Data provided:
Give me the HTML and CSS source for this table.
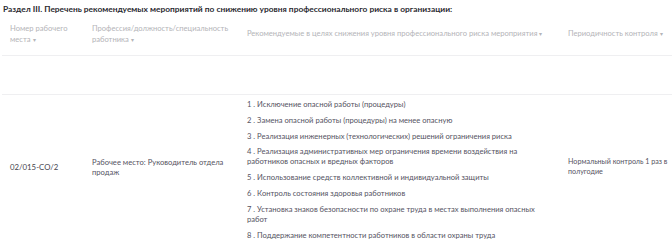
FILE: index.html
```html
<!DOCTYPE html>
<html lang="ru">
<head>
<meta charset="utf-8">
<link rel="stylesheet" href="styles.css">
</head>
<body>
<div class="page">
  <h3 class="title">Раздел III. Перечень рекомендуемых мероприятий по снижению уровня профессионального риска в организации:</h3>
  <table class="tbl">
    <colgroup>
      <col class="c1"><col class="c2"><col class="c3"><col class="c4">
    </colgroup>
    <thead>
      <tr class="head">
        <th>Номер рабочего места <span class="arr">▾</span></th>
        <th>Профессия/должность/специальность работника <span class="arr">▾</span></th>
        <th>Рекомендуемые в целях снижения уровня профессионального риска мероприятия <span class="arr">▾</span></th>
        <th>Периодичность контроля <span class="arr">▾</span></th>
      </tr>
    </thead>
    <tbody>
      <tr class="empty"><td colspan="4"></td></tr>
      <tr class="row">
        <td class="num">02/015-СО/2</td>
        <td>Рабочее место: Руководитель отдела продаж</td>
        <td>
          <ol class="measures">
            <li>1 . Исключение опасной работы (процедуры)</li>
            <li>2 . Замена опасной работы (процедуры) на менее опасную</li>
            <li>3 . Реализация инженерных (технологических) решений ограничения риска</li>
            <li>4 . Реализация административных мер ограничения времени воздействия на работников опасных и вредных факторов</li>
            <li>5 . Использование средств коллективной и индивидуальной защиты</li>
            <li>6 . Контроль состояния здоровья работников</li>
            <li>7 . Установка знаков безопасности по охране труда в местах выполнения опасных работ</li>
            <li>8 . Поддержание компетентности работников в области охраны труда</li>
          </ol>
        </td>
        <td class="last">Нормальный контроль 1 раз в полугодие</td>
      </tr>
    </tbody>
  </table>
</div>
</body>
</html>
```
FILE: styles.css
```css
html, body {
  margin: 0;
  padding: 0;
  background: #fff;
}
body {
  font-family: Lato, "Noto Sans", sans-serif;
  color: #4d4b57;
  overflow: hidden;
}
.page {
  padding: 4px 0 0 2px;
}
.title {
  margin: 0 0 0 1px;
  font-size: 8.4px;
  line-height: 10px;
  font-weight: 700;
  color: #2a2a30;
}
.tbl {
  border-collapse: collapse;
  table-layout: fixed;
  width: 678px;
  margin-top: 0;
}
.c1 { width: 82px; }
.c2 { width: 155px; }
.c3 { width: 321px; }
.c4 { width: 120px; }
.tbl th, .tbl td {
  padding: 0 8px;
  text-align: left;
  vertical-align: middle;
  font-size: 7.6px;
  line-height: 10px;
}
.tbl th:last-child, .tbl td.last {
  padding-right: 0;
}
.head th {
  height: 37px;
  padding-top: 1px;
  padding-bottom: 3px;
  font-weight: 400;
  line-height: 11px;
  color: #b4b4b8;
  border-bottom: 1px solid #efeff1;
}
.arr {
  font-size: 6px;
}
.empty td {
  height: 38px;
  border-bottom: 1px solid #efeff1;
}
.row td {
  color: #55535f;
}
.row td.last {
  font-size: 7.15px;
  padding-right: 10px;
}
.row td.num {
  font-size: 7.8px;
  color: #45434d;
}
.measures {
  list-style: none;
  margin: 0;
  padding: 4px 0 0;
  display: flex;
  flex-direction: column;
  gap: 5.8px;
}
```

Work to do:
Reproduce the full listing faithfully, but do not carry over any pictures.

Reply:
Give me the HTML and CSS source for this table.
FILE: index.html
```html
<!DOCTYPE html>
<html lang="ru">
<head>
<meta charset="utf-8">
<link rel="stylesheet" href="styles.css">
</head>
<body>
<div class="page">
  <h3 class="title">Раздел III. Перечень рекомендуемых мероприятий по снижению уровня профессионального риска в организации:</h3>
  <table class="tbl">
    <colgroup>
      <col class="c1"><col class="c2"><col class="c3"><col class="c4">
    </colgroup>
    <thead>
      <tr class="head">
        <th>Номер рабочего места <span class="arr">▾</span></th>
        <th>Профессия/должность/специальность работника <span class="arr">▾</span></th>
        <th>Рекомендуемые в целях снижения уровня профессионального риска мероприятия <span class="arr">▾</span></th>
        <th>Периодичность контроля <span class="arr">▾</span></th>
      </tr>
    </thead>
    <tbody>
      <tr class="empty"><td colspan="4"></td></tr>
      <tr class="row">
        <td class="num">02/015-СО/2</td>
        <td>Рабочее место: Руководитель отдела продаж</td>
        <td>
          <ol class="measures">
            <li>1 . Исключение опасной работы (процедуры)</li>
            <li>2 . Замена опасной работы (процедуры) на менее опасную</li>
            <li>3 . Реализация инженерных (технологических) решений ограничения риска</li>
            <li>4 . Реализация административных мер ограничения времени воздействия на работников опасных и вредных факторов</li>
            <li>5 . Использование средств коллективной и индивидуальной защиты</li>
            <li>6 . Контроль состояния здоровья работников</li>
            <li>7 . Установка знаков безопасности по охране труда в местах выполнения опасных работ</li>
            <li>8 . Поддержание компетентности работников в области охраны труда</li>
          </ol>
        </td>
        <td class="last">Нормальный контроль 1 раз в полугодие</td>
      </tr>
    </tbody>
  </table>
</div>
</body>
</html>
```
FILE: styles.css
```css
html, body {
  margin: 0;
  padding: 0;
  background: #fff;
}
body {
  font-family: Lato, "Noto Sans", sans-serif;
  color: #4d4b57;
  overflow: hidden;
}
.page {
  padding: 4px 0 0 2px;
}
.title {
  margin: 0 0 0 1px;
  font-size: 8.4px;
  line-height: 10px;
  font-weight: 700;
  color: #2a2a30;
}
.tbl {
  border-collapse: collapse;
  table-layout: fixed;
  width: 678px;
  margin-top: 0;
}
.c1 { width: 82px; }
.c2 { width: 155px; }
.c3 { width: 321px; }
.c4 { width: 120px; }
.tbl th, .tbl td {
  padding: 0 8px;
  text-align: left;
  vertical-align: middle;
  font-size: 7.6px;
  line-height: 10px;
}
.tbl th:last-child, .tbl td.last {
  padding-right: 0;
}
.head th {
  height: 37px;
  padding-top: 1px;
  padding-bottom: 3px;
  font-weight: 400;
  line-height: 11px;
  color: #b4b4b8;
  border-bottom: 1px solid #efeff1;
}
.arr {
  font-size: 6px;
}
.empty td {
  height: 38px;
  border-bottom: 1px solid #efeff1;
}
.row td {
  color: #55535f;
}
.row td.last {
  font-size: 7.15px;
  padding-right: 10px;
}
.row td.num {
  font-size: 7.8px;
  color: #45434d;
}
.measures {
  list-style: none;
  margin: 0;
  padding: 4px 0 0;
  display: flex;
  flex-direction: column;
  gap: 5.8px;
}
```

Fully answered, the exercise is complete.